Growth for growth’s sake looks at current culture and attempts to reflect back something it already identifies with. The inspired identify poor experiences or new opportunities and are obsessed with offering that new thing in that new way. Improving the human experience, big or small, should be at the core of every fight a challenger picks today.

Casper, for example, recognized that the mattress buying process was an “awful experience”, that margins were extremely high, and that there were too many options for a normal person. They addressed these misalignments with the market by setting out to make the process easier to buy and return a mattress.

Similarly, shaving and grooming success story Harry’s set out to solve three consumer pain points – a locked razor blade cabinet, expensive components, and undifferentiated options made the buying process frustrating. By delivering one razor with cheap blades directly to the doors of consumers, they solved the pain points simultaneously.

 

Step 2: “Flow” (not “Grind”) your way to clarity

If you’ve ever been on LinkedIn, or even just the internet, you’ve probably been challenged by an article, column, or keynote to “grind” or “hustle” your way toward your goals. But grinding is loud and, frankly, obnoxious. It may also be the quickest way to an ulcer or worse because of perpetual dissatisfaction and the poison of comparison.

Vision is a funny thing. It must be shared and “bought into”. But that only happens, in the way that hits you at your core, if that vision is personal and comes from the honest place.

Vision is a luxury, one of the many things to be utterly grateful for when you’re a budding start-up, that the Goliath’s of the world simply don’t have. It’s a valuable advantage. But the noise of today’s grind culture means finding it is extremely hard.

It’s loud out there so in order to find that driving vision, you have to get quiet. Turn down the volume of other stories, because while they’re valuable to hear sometimes, they’re not your own.

Though it may sound strange, easy to talk about, and to hard to actually execute, the best approach to finding your vision is through meditation. Slow down, don’t speed up.

Steve Jobs was said to have begun meditating at 19. Arianna Huffington also began at a young age and says it played a huge part in her many accomplishments. Bridgewater Associates’ Ray Dalio credits meditation as the single biggest factor in his success. The list goes on and on.

 

Step 3: Make a promise, then over-deliver

As creators and makers, we overcomplicate, or misunderstand, our value often. We invest in technology and hairsplitting complexity that is necessary to offer the product but beside the point that it offers the customer.

Too often we forget that our solutions are in fact transactional, requiring a promise of something desirable and often an over-delivery on that promise.

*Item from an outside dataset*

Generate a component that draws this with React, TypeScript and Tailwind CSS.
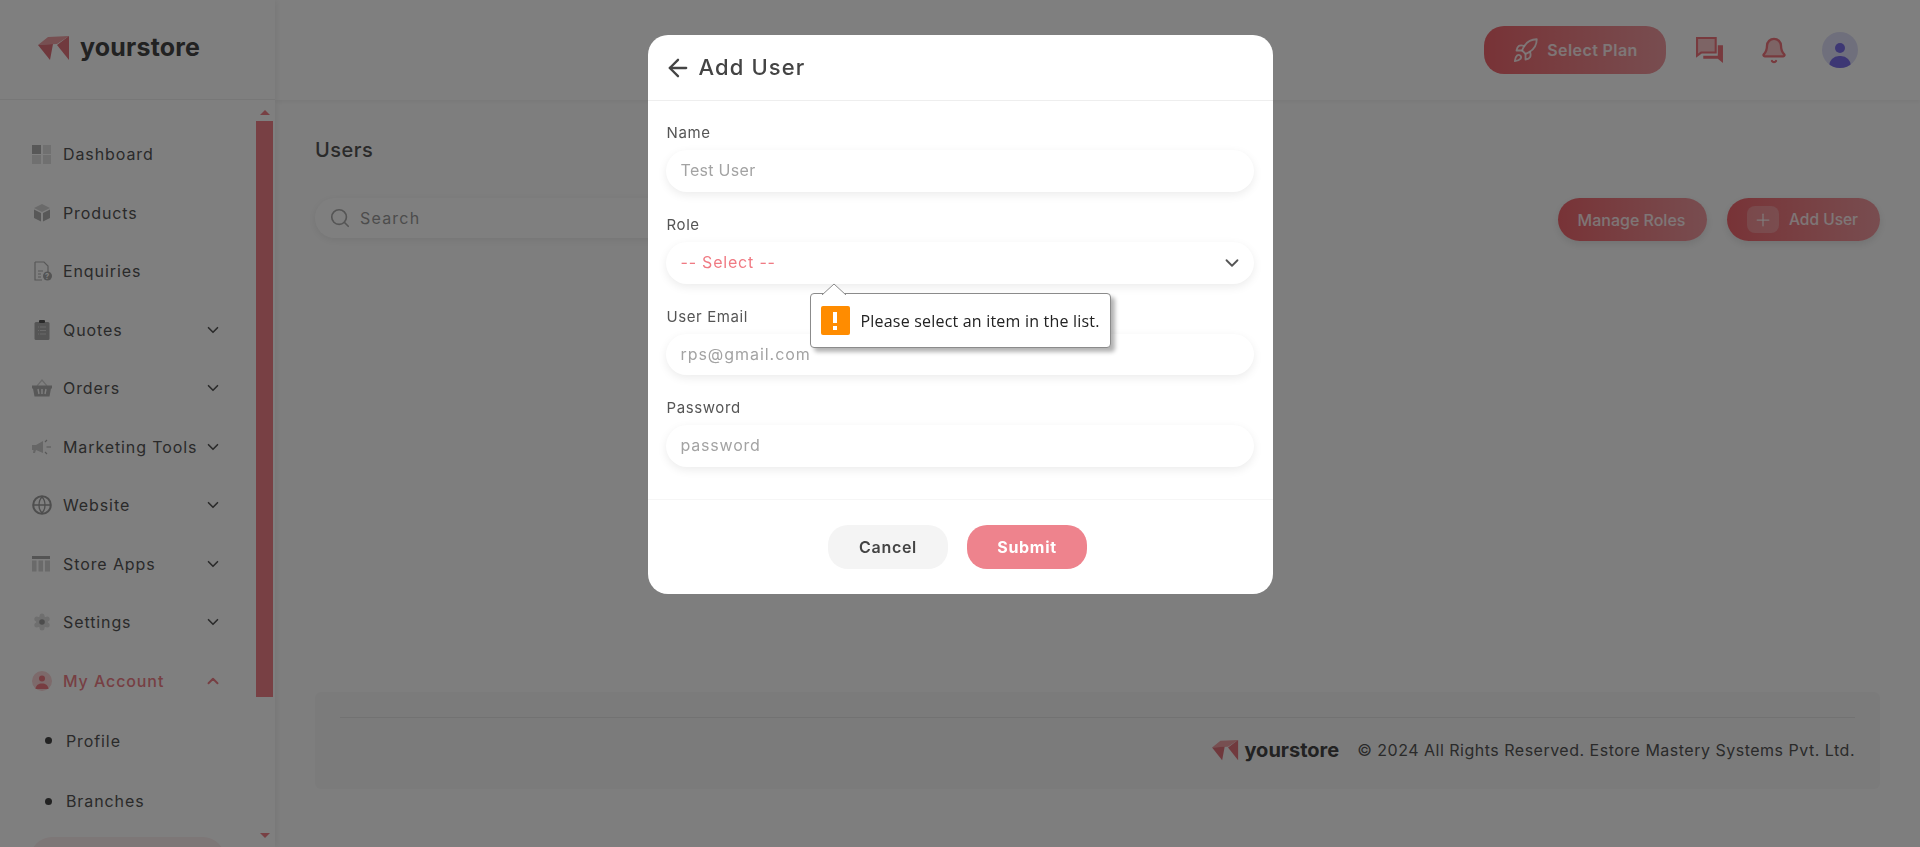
import { ArrowLeft, Bell, ChevronDown, ChevronUp, Plus, Rocket, Search } from "lucide-react";
import type { ReactNode } from "react";

function LogoMark({ className }: { className: string }) {
  return (
    <svg viewBox="0 0 32 25" className={className}>
      <polygon points="0,9 10,1 31,0 19,8" fill="#ee9ea2" />
      <polygon points="0,9 15,8 12,24" fill="#de7079" />
      <polygon points="19,9 31,0 31,24" fill="#e2747c" />
    </svg>
  );
}

const DashboardIcon = (
  <svg viewBox="0 0 20 20" className="w-5 h-5">
    <rect x="0" y="1" width="9" height="9" fill="#b0b0b0" />
    <rect x="11" y="1" width="8" height="9" fill="#e0e0e0" />
    <rect x="0" y="11" width="9" height="9" fill="#e0e0e0" />
    <rect x="11" y="11" width="8" height="9" fill="#e0e0e0" />
  </svg>
);

const ProductsIcon = (
  <svg viewBox="0 0 20 20" className="w-5 h-5">
    <polygon points="10,1 18,5 10,9 2,5" fill="#d4d4d4" />
    <polygon points="2,6.5 9,10 9,18.5 2,15" fill="#b0b0b0" />
    <polygon points="18,6.5 11,10 11,18.5 18,15" fill="#b0b0b0" />
  </svg>
);

const EnquiriesIcon = (
  <svg viewBox="0 0 20 20" className="w-5 h-5">
    <path d="M3 1h9l4 4v6M3 1v18h7" fill="none" stroke="#b0b0b0" strokeWidth="1.2" />
    <path d="M6 10h5M6 13h3M6 16h3" stroke="#b0b0b0" strokeWidth="1.2" />
    <circle cx="15.5" cy="15" r="4.5" fill="#a8a8a8" />
    <text x="15.5" y="18" fontSize="7.5" textAnchor="middle" fill="#fff" fontWeight="700" fontFamily="Inter, sans-serif">?</text>
  </svg>
);

const QuotesIcon = (
  <svg viewBox="0 0 20 20" className="w-5 h-5">
    <rect x="2.5" y="2" width="15" height="18" rx="1.5" fill="#aaaaaa" />
    <rect x="7" y="0" width="6" height="3" rx="1" fill="#555" />
    <path d="M6 7h8M6 10.5h8M6 14h8" stroke="#d4d4d4" strokeWidth="1" strokeDasharray="1 1 6 0" />
  </svg>
);

const OrdersIcon = (
  <svg viewBox="0 0 20 20" className="w-5 h-5">
    <path d="M5 8l5-6 5 6" fill="none" stroke="#d4d4d4" strokeWidth="1.2" />
    <path d="M0 7.5h20v3h-1l-1.5 8h-15l-1.500-8h-1z" fill="#b0b0b0" />
    <path d="M6 11l1 5M10 11v5M14 11l-1 5" stroke="#fff" strokeWidth="1.4" />
  </svg>
);

const MarketingIcon = (
  <svg viewBox="0 0 20 20" className="w-5 h-5">
    <path d="M0 8h4l7-4v12l-7-3-1 3h-2l.5-3h-1.500z" fill="#cccccc" />
    <path d="M13 5l2-2M14.500 10h4.500M13 15l2 2" stroke="#b0b0b0" strokeWidth="1.2" />
  </svg>
);

const WebsiteIcon = (
  <svg viewBox="0 0 20 20" className="w-5 h-5">
    <circle cx="10" cy="10" r="8.800" fill="none" stroke="#9c9c9c" strokeWidth="2" />
    <path d="M2 10h16M10 2c-4 4-4 12 0 16M10 2c4 4 4 12 0 16" fill="none" stroke="#9c9c9c" strokeWidth="1.300" />
  </svg>
);

const StoreAppsIcon = (
  <svg viewBox="0 0 20 20" className="w-5 h-5">
    <rect x="0" y="2" width="18" height="3" fill="#a8a8a8" />
    <rect x="0" y="6.500" width="4.500" height="11" fill="#d4d4d4" />
    <rect x="6.500" y="6.500" width="4.500" height="11" fill="#d4d4d4" />
    <rect x="13" y="6.500" width="5" height="11" fill="#d4d4d4" />
  </svg>
);

const SettingsIcon = (
  <svg viewBox="0 0 20 20" className="w-5 h-5">
    <g fill="#dedede">
      <circle cx="10" cy="10" r="6" />
      <circle cx="10" cy="4" r="2.500" />
      <circle cx="10" cy="16" r="2.500" />
      <circle cx="4.800" cy="7" r="2.500" />
      <circle cx="15.200" cy="7" r="2.500" />
      <circle cx="4.800" cy="13" r="2.500" />
      <circle cx="15.200" cy="13" r="2.500" />
    </g>
    <circle cx="10" cy="10" r="2.800" fill="#9a9a9a" />
  </svg>
);

const AccountIcon = (
  <svg viewBox="0 0 20 20" className="w-5 h-5">
    <circle cx="10" cy="10" r="10" fill="#fad4d6" />
    <circle cx="10" cy="7.500" r="3" fill="#ee7a82" />
    <path d="M3.500 18c.5-4 3-5.500 6.500-5.500s6 1.500 6.500 5.500z" fill="#ee7a82" />
  </svg>
);

type NavItem = { label: string; icon: ReactNode; caret?: boolean };

const navItems: NavItem[] = [
  { label: "Dashboard", icon: DashboardIcon },
  { label: "Products", icon: ProductsIcon },
  { label: "Enquiries", icon: EnquiriesIcon },
  { label: "Quotes", icon: QuotesIcon, caret: true },
  { label: "Orders", icon: OrdersIcon, caret: true },
  { label: "Marketing Tools", icon: MarketingIcon, caret: true },
  { label: "Website", icon: WebsiteIcon, caret: true },
  { label: "Store Apps", icon: StoreAppsIcon, caret: true },
  { label: "Settings", icon: SettingsIcon, caret: true },
];

function Sidebar() {
  return (
    <aside className="relative z-[1] w-[275px] h-full shrink-0 flex flex-col bg-white shadow-[2px_0_6px_rgba(0,0,0,0.06)]">
      <div className="h-[100px] shrink-0 flex items-center gap-[10px] pl-[38px] pb-[3px] border-b border-[#eeeeee]">
        <LogoMark className="w-[32px] h-[25px]" />
        <span className="text-[25px] font-bold text-[#444] tracking-[0.2px]">yourstore</span>
      </div>
      <div className="flex-1 flex min-h-0">
        <nav className="flex-1 pt-[25px] overflow-hidden text-[16px] text-[#555] tracking-[0.9px]">
          {navItems.map((item) => (
            <div key={item.label} className="h-[58.5px] flex items-center pl-[32px] pr-[34px]">
              <span className="w-[31px] shrink-0">{item.icon}</span>
              <span className="flex-1 whitespace-nowrap">{item.label}</span>
              {item.caret && <ChevronDown className="w-[18px] h-[18px] text-[#555]" strokeWidth={2.2} />}
            </div>
          ))}
          <div className="h-[58.5px] flex items-center pl-[32px] pr-[34px] text-[#ee7f87] font-medium">
            <span className="w-[31px] shrink-0">{AccountIcon}</span>
            <span className="flex-1">My Account</span>
            <ChevronUp className="w-[18px] h-[18px]" strokeWidth={2.6} />
          </div>
          <div className="h-[61px] flex items-center pl-[45px]">
            <span className="w-[7px] h-[7px] rounded-full bg-[#444] mr-[14px]"></span>
            Profile
          </div>
          <div className="h-[60px] flex items-center pl-[45px]">
            <span className="w-[7px] h-[7px] rounded-full bg-[#444] mr-[14px]"></span>
            Branches
          </div>
          <div className="h-[44px] mt-[6px] ml-[30px] mr-[31px] rounded-[22px] bg-[#fbeeef]"></div>
        </nav>
        <div className="w-[17px] mr-[2px] shrink-0 flex flex-col items-center">
          <div className="h-[21px] flex items-center pt-[3px]">
            <span className="w-0 h-0 border-x-[5px] border-x-transparent border-b-[5px] border-b-[#f08088]"></span>
          </div>
          <div className="w-full h-[576px] bg-[#f08088]"></div>
          <div className="flex-1 flex items-end pb-[9px]">
            <span className="w-0 h-0 border-x-[5px] border-x-transparent border-t-[5px] border-t-[#f08088]"></span>
          </div>
        </div>
      </div>
    </aside>
  );
}

function Header() {
  return (
    <header className="h-[100px] shrink-0 flex items-center justify-end pr-[62px] bg-white shadow-[0_2px_4px_rgba(0,0,0,0.05)]">
      <button className="w-[182px] h-[48px] rounded-[20px] bg-gradient-to-r from-[#f0666e] to-[#f09aa0] flex items-center justify-center gap-[8px] text-white/85 text-[16px] font-semibold tracking-[0.4px]">
        <Rocket className="w-[27px] h-[27px]" strokeWidth={1.6} />
        Select Plan
      </button>
      <svg viewBox="0 0 27 26" className="w-[28px] h-[27px] ml-[30px]">
        <path d="M1 1h18v14H5l-4 3z" fill="#fbc8cb" stroke="#f0757d" strokeWidth="2" />
        <path d="M21 8h5v17l-5-4H7v-3h14z" fill="#f0757d" />
      </svg>
      <Bell className="w-[28px] h-[31px] ml-[36px] text-[#f0757d]" fill="#fbc8cb" strokeWidth={2} />
      <div className="w-[36px] h-[36px] rounded-full bg-[#dfdff8] overflow-hidden ml-[34px] relative">
        <span className="absolute left-[13px] top-[11px] w-[10px] h-[10px] rounded-full bg-[#7a6fe8]"></span>
        <span className="absolute left-[7px] top-[24px] w-[22px] h-[20px] rounded-full bg-[#7a6fe8]"></span>
      </div>
    </header>
  );
}

function Footer() {
  return (
    <footer className="h-[97px] rounded-[6px] bg-[#f7f7f7] pl-[25px] pr-[25px] pt-[25px]">
      <div className="border-t border-[#e4e4e4] flex items-center justify-end gap-[18px] pt-[17px]">
        <div className="flex items-center gap-[5px]">
          <LogoMark className="w-[27px] h-[21px]" />
          <span className="text-[20px] font-bold text-[#444]">yourstore</span>
        </div>
        <span className="text-[16px] text-[#555] tracking-[0.5px]">© 2024 All Rights Reserved. Estore Mastery Systems Pvt. Ltd.</span>
      </div>
    </footer>
  );
}

function Field({ label, children }: { label: string; children: ReactNode }) {
  return (
    <div className="relative mb-[21px]">
      <label className="block h-[24px] leading-[24px] mb-[5px] ml-px text-[15px] text-[#555] tracking-[0.6px]">{label}</label>
      {children}
    </div>
  );
}

const inputClass =
  "w-full rounded-[21px] bg-white pl-[15px] pb-[2px] text-[16px] outline-none shadow-[0_3px_10px_rgba(0,0,0,0.08)] placeholder:text-[#a3a3a3]";

function AddUserModal() {
  return (
    <div className="fixed z-10 inset-0 bg-black/50 flex justify-center items-start pt-[35px]">
      <div className="w-[625px] h-[559px] rounded-[20px] bg-white flex flex-col">
        <div className="h-[66px] shrink-0 flex items-center gap-[7px] pl-[16px] border-b border-[#eeeeee]">
          <ArrowLeft className="w-[28px] h-[28px] text-[#444]" strokeWidth={2} />
          <h2 className="text-[22px] text-[#444] tracking-[1.1px] font-medium">Add User</h2>
        </div>
        <div className="h-[399px] shrink-0 pt-[20px] pl-[18px] pr-[19px] border-b border-[#f6f6f6]">
          <Field label="Name">
            <input className={inputClass + " h-[42px] tracking-[0.3px]"} placeholder="Test User" readOnly />
          </Field>
          <Field label="Role">
            <div className="w-full h-[42px] rounded-[21px] bg-white pl-[15px] pr-[11px] flex items-center justify-between text-[16px] text-[#f07a83] shadow-[0_3px_10px_rgba(0,0,0,0.08)]">
              <span className="pb-[3px] tracking-[0.8px]">-- Select --</span>
              <ChevronDown className="w-[22px] h-[22px] text-[#555]" strokeWidth={2} />
            </div>
            <div className="absolute z-10 left-[144px] top-[80px] w-[301px] h-[55px] rounded-[4px] bg-white border border-[#8b8b8b] shadow-[4px_4px_4px_rgba(0,0,0,0.3)] flex items-center pl-[10px] gap-[11px]">
              <svg viewBox="0 0 24 12" className="absolute left-[11px] top-[-11px] w-[24px] h-[12px]">
                <polyline points="0,12 12,1 24,12" fill="#fff" stroke="#8b8b8b" strokeWidth="1" />
              </svg>
              <span className="w-[29px] h-[29px] rounded-[2px] bg-[#ff8c00] flex items-center justify-center">
                <svg viewBox="0 0 6 18" className="w-[6px] h-[18px]">
                  <rect x="1" y="0" width="4" height="11" fill="#fff" />
                  <rect x="1" y="14" width="4" height="4" fill="#fff" />
                </svg>
              </span>
              <span className="font-['Open_Sans',sans-serif] text-[16px] tracking-[0.2px] text-[#222] whitespace-nowrap">Please select an item in the list.</span>
            </div>
          </Field>
          <Field label="User Email">
            <input className={inputClass + " h-[41px] tracking-[0.95px]"} placeholder="rps@gmail.com" readOnly />
          </Field>
          <Field label="Password">
            <input className={inputClass + " h-[42px] tracking-[0.8px]"} placeholder="password" readOnly />
          </Field>
        </div>
        <div className="flex-1 flex justify-center gap-[19px] pt-[25px] pr-[5px]">
          <button className="w-[120px] h-[44px] rounded-[20px] bg-[#f4f4f4] text-[16px] font-semibold tracking-[0.7px] text-[#444]">Cancel</button>
          <button className="w-[120px] h-[44px] rounded-[20px] bg-[#ee838d] text-[16px] font-bold tracking-[0.7px] text-white">Submit</button>
        </div>
      </div>
    </div>
  );
}

export default function App() {
  return (
    <div className="h-[847px] flex overflow-hidden bg-white font-['Inter',sans-serif]">
      <Sidebar />
      <main className="flex-1 flex flex-col min-w-0 bg-[#fdfdfd]">
        <Header />
        <div className="flex-1 flex flex-col pl-[40px] pr-[40px] pb-[58px]">
          <h1 className="mt-[36px] h-[28px] leading-[28px] text-[20px] font-medium text-[#555] tracking-[0.5px]">Users</h1>
          <div className="mt-[34px] flex items-start justify-between">
            <div className="w-[520px] h-[40px] rounded-[20px] bg-white shadow-[0_2px_8px_rgba(0,0,0,0.08)] flex items-center gap-[9px] pl-[14px] text-[16px] text-[#999] tracking-[1.2px]">
              <Search className="w-[22px] h-[22px] text-[#aaa]" strokeWidth={1.8} />
              Search
            </div>
            <div className="flex items-center gap-[20px]">
              <button className="w-[149px] h-[43px] pr-[2px] rounded-[22px] bg-gradient-to-r from-[#f0666e] to-[#f09aa0] text-white/85 text-[16px] font-medium shadow-[0_3px_8px_rgba(0,0,0,0.1)]">Manage Roles</button>
              <button className="w-[153px] h-[43px] rounded-[22px] bg-gradient-to-r from-[#f0666e] to-[#f09aa0] text-white/85 text-[15.5px] font-medium shadow-[0_3px_8px_rgba(0,0,0,0.1)] flex items-center pl-[20px] gap-[10px]">
                <span className="w-[32px] h-[27px] rounded-[8px] bg-white/25 flex items-center justify-center">
                  <Plus className="w-[20px] h-[20px]" strokeWidth={1.5} />
                </span>
                Add User
              </button>
            </div>
          </div>
          <div className="flex-1"></div>
          <Footer />
        </div>
      </main>
      <AddUserModal />
    </div>
  );
}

A vision can’t just serve up what you’d expect. It needs to give you something more.

Clothing brand Bonobos comes to mind. The company sold, ostensibly, the same product that consumers could get elsewhere, so instead of trying to reinvent pants, they over-delivered on their promise of great products by making shopping for pants a great experience.

Ultra-responsiveness became a tenet of their insanely great service, which ended up being a huge driver of direct traffic, building its powerful brand awareness. Warby Parker did the same in their mission to offer designer eyewear at a revolutionary price, while leading the way for socially conscious businesses.

They accomplished this through technology, leveraging the internet and their “try on at home” policy to get customers to buy into the idea that they could control their eyewear choices and costs.

However, Warby Parker went even further to deliver on their promise. They recognized that eye exams were costly ($50/visit/year) and cumbersome. Plus, other brands had a foothold in POS at optometrists’ offices. So instead of fighting for space in POS, which would translate to higher costs, they took on the exam itself.

They built an app called Prescription Check to replace the traditional eye exam and deliver a prescription to a user at home. Not only did this help recapture sales lost from customers being sold on frames at the optometrist’s office, it helped Warby Parker deliver a seamless experience for consumers that keeps added costs to a minimum.

 

The vision advantage

Listen, I get it. You want to disrupt and you want to do it quickly. But “move fast and break things” isn’t all you have to offer as a startup. You also have a vision – and that’s what really separates you from the Goliaths of the world.

This isn’t an arms race where the person with the most toys wins, it’s a battle of ideas and purpose. So long as you’re focusing on how best to serve the people you’re trying to help, and not just on how to grow, you’ll have a better chance of making the cut.